By definition of the martingale part, \(M = X - A\). By Lemma 12.12, \(A_0 = 0\), thus \(M_0 = X_0 - A_0 = X_0\).

Lemma 12.14

For any integer \(n \ge 0\), \(A_{n+1} = A_n + \mathbb {E}[X_{n+1} - X_n \mid \mathcal{F}_n]\).

Proof

Let \(n \in \mathbb {N}\). Then

\begin{align*} A_{n+1} & = \sum _{k=0}^n \mathbb {E}[X_{k+1}-X_k \mid \mathcal{F}_k] \\ & = \sum _{k=0}^{n-1} \mathbb {E}[X_{k+1}-X_k \mid \mathcal{F}_k] + \mathbb {E}[X_{n+1}-X_n \mid \mathcal{F}_n] \\ & = A_n + \mathbb {E}[X_{n+1} - X_n \mid \mathcal{F}_n], \end{align*}

which concludes the proof.

\(M_{n+1} = M_n + X_{n+1} - X_n - \mathbb {E}[X_{n+1} - X_n \mid \mathcal{F}_n]\).

Proof

Using Lemma 12.14, we have for \(n \in \mathbb {N}\),

\begin{align*} M_{n+1} & = X_{n+1} - A_{n+1} \\ & = X_{n+1} - A_n - \mathbb {E}[X_{n+1} - X_n \mid \mathcal{F}_n] \\ & = M_n + X_{n+1} - X_n - \mathbb {E}[X_{n+1} - X_n \mid \mathcal{F}_n] \: . \end{align*}

If \(X\) is a martingale, then \(A = 0\) almost surely.

Proof

By the martingale property, each conditional expectation in the definition of \(A\) is zero.

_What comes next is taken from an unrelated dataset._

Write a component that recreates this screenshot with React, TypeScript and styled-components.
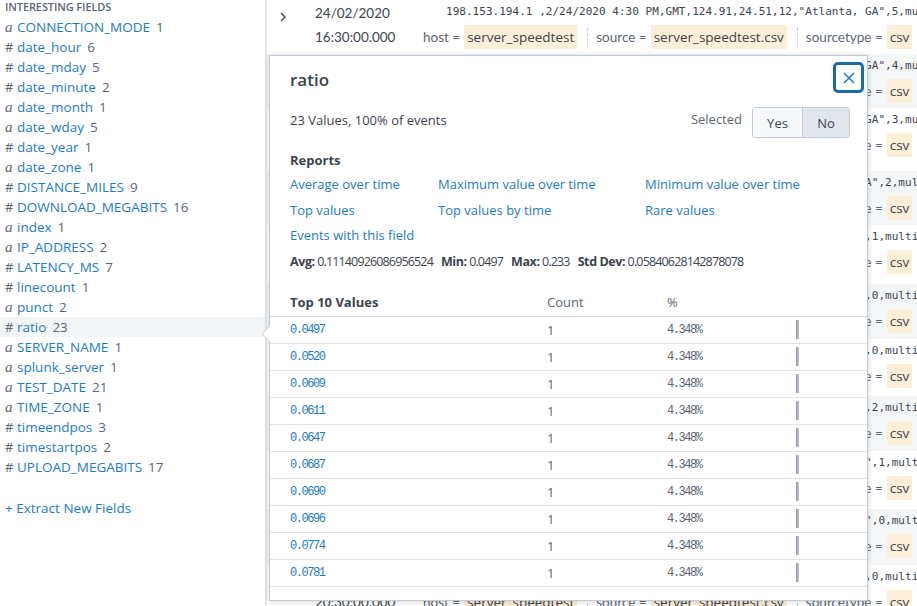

If \(X\) is predictable, then \(A = X - X_0\) almost surely.

Proof

Since \(X\) is predictable, for all \(n \in \mathbb {N}\), \(X_{n+1}\) is \(\mathcal{F}_n\)-measurable and thus \(\mathbb {E}[X_{n+1} - X_n \mid \mathcal{F}_n] = X_{n+1} - X_n\) a.s.. We get a telescoping sum in the definition of \(A\) and thus \(A_n = X_n - X_0\) a.s. for all \(n \in \mathbb {N}\).

If \(X\) is predictable, then \(M = X_0\) almost surely.

Proof

By definition of the martingale part, \(M = X - A\). By Lemma 12.17, \(A = X - X_0\) almost surely, thus \(M = X_0\) almost surely.

If \(X\) is a martingale, then \(M = X\) almost surely.

Proof

By definition of the martingale part, \(M = X - A\). By Lemma 12.16, \(A = 0\) almost surely, thus \(M = X\) almost surely.

For any scalar \(c\), the predictable part of \(c X\) is \(c A\).

Proof

Linearity of the conditional expectation.

For any scalar \(c\), the martingale part of \(c X\) is \(c M\).

Proof

By definition of the martingale part, \(M = X - A\). By Lemma 12.20, the predictable part of \(c X\) is \(c A\). Therefore, the martingale part of \(c X\) is \(c X - c A = c M\).

The predictable part of \(X + Y\) is the sum of the predictable part of \(X\) and the predictable part of \(Y\).

Proof

Linearity of the conditional expectation.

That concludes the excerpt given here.